Let’s do this. I’ll add a changelog entry after merging.
Hi, sorry for my late response to your review. I am currently at sick leave (again unfortunately). I expect to be working again tomorrow. As regards tot the BAM parser. I intend to follow up with tag parsing, putting the tags in the header in the same fashion as samtools fastq does this, so this information is retained for use in/after cutadapt.
Thanks and no worries, hope you get better soon!
I want to do tag parsing at a later date so the code review (and my efforts) can be split into two sessions. Getting name, sequence and qualities out is by far the most important so I decided to do that first.

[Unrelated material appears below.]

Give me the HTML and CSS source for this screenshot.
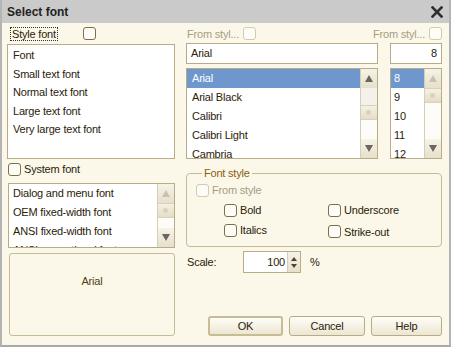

As for performance, I enabled SSSE3 (slightly later than SSE3) support by default on linux. This makes the parsing of the encoded sequences 5 times faster. This does not result in a great speedup since that was already quite fast, but still, it is a great fit for the PSHUFB instruction, so it would be bad not to use it. Users can still easily compile from source setting
DNAIO_CPU_BASIC=1
in their environment. That will disable the use of the-mssse3
compile flag. Linux users will always have a compiler installed, so this should not be a problem. SSSE3 was introduced 17 years ago, so I doubt anyone is still using CPUs that can't handle it.As for the performance, even though I did not do anything special, it is much faster than samtools fastq. I benchmarked with this script on python 3.11
Samtools fastq
Dnaio with SSSE3
dnaio without SSSE3
EDIT: So the speed difference is quite good, but even more so when you realize that python-isal is doing the bgzip parsing, which takes approximately 800ms. bgzip however only takes 250 ms to completely decompress this (uncompressed) file (basically it will probably optimize by just straight out copying the uncompressed data, that trick is very fast). However that means that samtools is taking 2 seconds to create the fastq while dnaio only takes 200ms. Samtools is really doing something weird here. The SSE2 instructions on the quality copy will make a difference, sure, but not this much.